▼▼▼
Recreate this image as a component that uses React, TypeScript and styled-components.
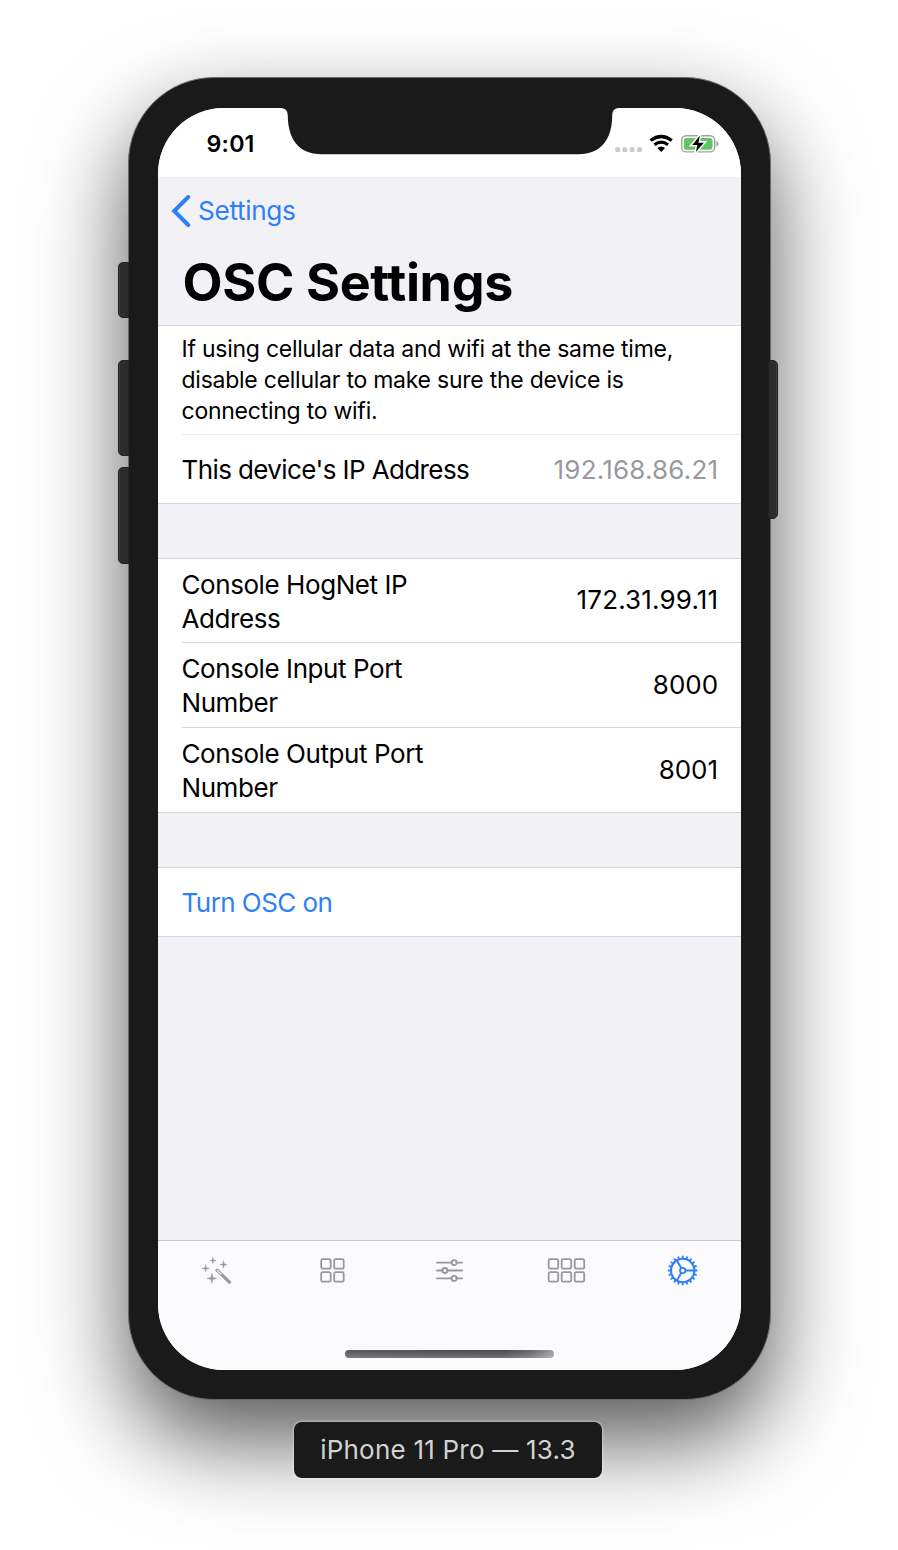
import React from 'react';
import styled, { createGlobalStyle } from 'styled-components';

const GlobalStyle = createGlobalStyle`
  * { box-sizing: border-box; }
  body {
    margin: 0;
    background: #fff;
    font-family: Inter, "Liberation Sans", sans-serif;
    color: #000;
  }
`;

const BLUE = '#2f7ff7';
const GRAY = '#98989c';
const LINE = '#d6d6da';

const Stage = styled.main`
  width: 898px;
  height: 1550px;
  padding-top: 77px;
  display: flex;
  flex-direction: column;
  align-items: center;
  overflow: hidden;
`;

const Phone = styled.div`
  position: relative;
  width: 643px;
  height: 1323px;
  border-radius: 86px;
  background: #1a1a1a;
  border: 1px solid #6a6a6a;
  padding: 30px 29px 29px 29px;
  box-shadow: 0 40px 90px rgba(0, 0, 0, 0.66);
`;

const SideButton = styled.div<{ $side: 'left' | 'right'; $top: number; $height: number }>`
  position: absolute;
  top: ${p => p.$top}px;
  ${p => p.$side}: ${p => (p.$side === 'left' ? -11 : -8)}px;
  width: ${p => (p.$side === 'left' ? 11 : 10)}px;
  height: ${p => p.$height}px;
  border: 1px solid #222;
  border-radius: ${p => (p.$side === 'left' ? '5px 0 0 5px' : '3px 5px 5px 3px')};
  background: #2c2c2c;
  box-shadow: inset ${p => (p.$side === 'left' ? '1px' : '-1px')} 0 0 #3c3c3c;
`;

const Screen = styled.div`
  position: relative;
  width: 583px;
  height: 1262px;
  display: flex;
  flex-direction: column;
  overflow: hidden;
  border-radius: 66px;
  background: #f2f1f6;
`;

const Notch = styled.svg`
  position: absolute;
  top: -1px;
  left: 120px;
`;

const StatusBar = styled.header`
  height: 68.5px;
  flex: none;
  display: flex;
  justify-content: space-between;
  padding: 22px 22px 0 49px;
  background: #fff;
`;

const Time = styled.span`
  font-size: 23.2px;
  line-height: 28px;
  font-weight: 600;
  letter-spacing: 0.2px;
`;

const StatusIcons = styled.svg`
  display: block;
`;

const NavBar = styled.nav`
  height: 149px;
  flex: none;
  padding: 16px 0 0 13px;
  border-bottom: 1px solid ${LINE};
`;

const Back = styled.a`
  display: flex;
  align-items: center;
  gap: 7.6px;
  height: 36px;
  color: ${BLUE};
  font-size: 26.2px;
  letter-spacing: -0.36px;
`;

const Title = styled.h1`
  margin: 23px 0 0 12px;
  font-size: 52px;
  line-height: 62px;
  font-weight: 700;
  letter-spacing: -0.35px;
  white-space: nowrap;
`;

const Group = styled.section<{ $gap?: number }>`
  flex: none;
  margin-top: ${p => p.$gap ?? 0}px;
  padding-left: 24px;
  background: #fff;
  border-top: ${p => (p.$gap ? `1px solid ${LINE}` : '0')};
  border-bottom: 1px solid ${LINE};
`;

const Row = styled.div<{ $height: number; $drop?: number }>`
  height: ${p => p.$height}px;
  display: flex;
  align-items: center;
  justify-content: space-between;
  padding: ${p => p.$drop ?? 0}px 23px 0 0;
  font-size: 26px;
  line-height: 34px;
  & + & { border-top: 1px solid ${LINE}; }
`;

const Note = styled.p`
  margin: 0;
  height: 109px;
  padding-top: 8.5px;
  font-size: 23px;
  line-height: 31px;
  letter-spacing: -0.25px;
  white-space: nowrap;
  border-bottom: 1px solid #ececee;
`;

const Label = styled.span<{ $spacing?: number; $twoLine?: boolean }>`
  letter-spacing: ${p => p.$spacing ?? -0.43}px;
  white-space: nowrap;
  padding-top: ${p => (p.$twoLine ? 3 : 0)}px;
  ${p => p.$twoLine && 'display: block;'}
`;

const Value = styled.span<{ $muted?: boolean; $spacing?: number }>`
  color: ${p => (p.$muted ? '#99999d' : '#000')};
  letter-spacing: ${p => p.$spacing ?? 0}px;
  margin-right: ${p => -0.6 - (p.$spacing ?? 0)}px;
`;

const Action = styled.a`
  color: ${BLUE};
  letter-spacing: -0.55px;
`;

const TabBar = styled.footer`
  height: 130px;
  flex: none;
  margin-top: auto;
  display: flex;
  flex-direction: column;
  align-items: center;
  justify-content: space-between;
  padding-bottom: 12.5px;
  background: #fbfbfd;
  border-top: 1px solid #c9c9cd;
`;

const Tabs = styled.div`
  width: 100%;
  display: grid;
  grid-template-columns: repeat(5, 1fr);
  justify-items: center;
  padding-top: 8px;
`;

const HomeIndicator = styled.div`
  width: 209px;
  height: 8px;
  border-radius: 4px;
  background: linear-gradient(180deg, rgba(255,255,255,0) 20%, rgba(255,255,255,.2)),
    linear-gradient(90deg, #5c5c5e, #505052 75%, #68686a 88%, #a0a0a2);
`;

const Caption = styled.div`
  margin: 22px 2px 0 0;
  width: 308px;
  height: 56px;
  border-radius: 8px;
  background: #1a1a1a;
  box-shadow: 0 0 0 1.5px rgba(255, 255, 255, 0.28);
  position: relative;
  color: #d2d2d2;
  font-size: 26px;
  line-height: 56px;
  letter-spacing: 0.22px;
  text-align: center;
  white-space: nowrap;
`;

const TabIcon = ({ active, children }: { active?: boolean; children: React.ReactNode }) => (
  <svg width="43" height="43" viewBox="-21.5 -21.5 43 43" fill="none" stroke={active ? BLUE : GRAY} strokeWidth="1.8" strokeLinecap="round">
    {children}
  </svg>
);

const sparkle = (x: number, y: number, r: number) => {
  const k = r * 0.2;
  return `M${x} ${y - r}L${x + k} ${y - k}L${x + r} ${y}L${x + k} ${y + k}L${x} ${y + r}L${x - k} ${y + k}L${x - r} ${y}L${x - k} ${y - k}Z`;
};

const Wand = () => (
  <g transform="translate(1 -0.3)">
    <path
      d={sparkle(-10.8, -1.8, 3.6) + sparkle(-3.6, -9.6, 3.1) + sparkle(7, -5.6, 3.6) + sparkle(-4.6, 8.2, 4.8)}
      fill={GRAY}
      strokeWidth="0.5"
    />
    <path d="M0.6 0L12.9 12" strokeWidth="3.2" />
    <path d="M0.8 0.2L4.6 3.9" stroke="#fbfbfd" strokeWidth="1.1" />
  </g>
);

const Squares = ({ columns }: { columns: number[] }) => (
  <>
    {columns.map(x => [-11.3, 1.7].map(y => (
      <rect key={`${x}${y}`} x={x} y={y} width="9.5" height="9.5" rx="1.5" />
    )))}
  </>
);

const Sliders = () => (
  <g transform="translate(1 0)">
    {[[-7.9, 4.6], [0, -4.6], [7.9, 4.6]].map(([y, x]) => (
      <g key={y}>
        <path d={`M-12.6 ${y}H${x - 2.6}M${x + 2.6} ${y}H12.6`} />
        <circle cx={x} cy={y} r="2.5" />
      </g>
    ))}
  </g>
);

const Gear = () => (
  <g transform="translate(0.2 0)">
    <circle r="11.7" strokeWidth="2.1" />
    <circle r="2.7" />
    <path d="M3 0H11.5M-1.5 -2.6L-5.8 -10M-1.5 2.6L-5.8 10" strokeWidth="1.9" />
    {Array.from({ length: 20 }, (_, i) => (
      <path key={i} d="M12.5 0H14" strokeWidth="1.9" transform={`rotate(${i * 18})`} />
    ))}
  </g>
);

export default function App() {
  return (
    <>
      <GlobalStyle />
      <Stage>
        <Phone>
          <SideButton $side="left" $top={184} $height={56} />
          <SideButton $side="left" $top={282} $height={96} />
          <SideButton $side="left" $top={389} $height={97} />
          <SideButton $side="right" $top={282} $height={159} />
          <Screen>
            <StatusBar>
              <Time>9:01</Time>
              <StatusIcons width="106" height="28" viewBox="0 0 106 28">
                {[0, 7.3, 14.6, 21.9].map(x => (
                  <rect key={x} x={x + 2.2} y="17.3" width="4.8" height="4.8" rx="1.4" fill="#cbcbcd" />
                ))}
                <g fill="none" stroke="#000" strokeWidth="3.2">
                  <path d="M37.6 10.6Q48.2 2.4 58.8 10.6" />
                  <path d="M41.4 14.8Q48.2 9.6 55 14.8" />
                </g>
                <path d="M44.3 18Q48.2 15 52.1 18L48.2 22Z" />
                <rect x="68.7" y="5.7" width="33" height="16.2" rx="4.6" fill="none" stroke="#a2a2a4" strokeWidth="1.4" />
                <rect x="70.9" y="7.9" width="28.6" height="11.8" rx="2.6" fill="#65c466" />
                <path d="M103.4 11q2.2 .7 2.2 2.8t-2.2 2.8Z" fill="#a2a2a4" />
                <path d="M87 5L78.6 15.2H84.1L82.6 22.6L91.4 12.4H85.7Z" stroke="#fff" strokeWidth="2.6" />
                <path d="M87 5.6L79.2 14.9H84.4L82.8 22L90.8 12.7H85.4Z" />
              </StatusIcons>
            </StatusBar>
            <NavBar>
              <Back>
                <svg width="20" height="34" viewBox="0 0 20 34" fill="none" stroke={BLUE} strokeWidth="4" strokeLinecap="round" strokeLinejoin="miter">
                  <path d="M17.2 3L3.2 17L17.2 31" />
                </svg>
                Settings
              </Back>
              <Title>OSC Settings</Title>
            </NavBar>
            <Group>
              <Note>
                If using cellular data and wifi at the same time,<br />
                disable cellular to make sure the device is<br />
                connecting to wifi.
              </Note>
              <Row $height={68} $drop={2}>
                <Label $spacing={-0.6}>This device's IP Address</Label>
                <Value $muted $spacing={0.2}>192.168.86.21</Value>
              </Row>
            </Group>
            <Group $gap={54}>
              <Row $height={83}>
                <Label $twoLine>Console HogNet IP<br />Address</Label>
                <Value $spacing={0.15}>172.31.99.11</Value>
              </Row>
              <Row $height={85}>
                <Label $twoLine>Console Input Port<br />Number</Label>
                <Value>8000</Value>
              </Row>
              <Row $height={85}>
                <Label $twoLine>Console Output Port<br />Number</Label>
                <Value>8001</Value>
              </Row>
            </Group>
            <Group $gap={54}>
              <Row $height={68} $drop={2}>
                <Action>Turn OSC on</Action>
              </Row>
            </Group>
            <TabBar>
              <Tabs>
                <TabIcon><Wand /></TabIcon>
                <TabIcon><Squares columns={[-11.3, 1.7]} /></TabIcon>
                <TabIcon><Sliders /></TabIcon>
                <TabIcon><Squares columns={[-16.8, -3.8, 9.2]} /></TabIcon>
                <TabIcon active><Gear /></TabIcon>
              </Tabs>
              <HomeIndicator />
            </TabBar>
            <Notch width="343" height="48" viewBox="0 0 343 48">
              <path d="M0 0V1C7 1 9.5 2 9.8 9C10 30 19 47.3 44 47.3H300C325 47.3 334 30 334.2 9C334.5 2 337 1 343 1V0Z" fill="#1a1a1a" />
            </Notch>
          </Screen>
        </Phone>
        <Caption>iPhone 11 Pro — 13.3</Caption>
      </Stage>
    </>
  );
}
▲▲▲
Task instructions: Return the material line for line, from its beginning to the line that contains "const LINE = '#d6d6da';", with the pictures left out.

Task output:
Recreate this image as a component that uses React, TypeScript and styled-components.
import React from 'react';
import styled, { createGlobalStyle } from 'styled-components';

const GlobalStyle = createGlobalStyle`
  * { box-sizing: border-box; }
  body {
    margin: 0;
    background: #fff;
    font-family: Inter, "Liberation Sans", sans-serif;
    color: #000;
  }
`;

const BLUE = '#2f7ff7';
const GRAY = '#98989c';
const LINE = '#d6d6da';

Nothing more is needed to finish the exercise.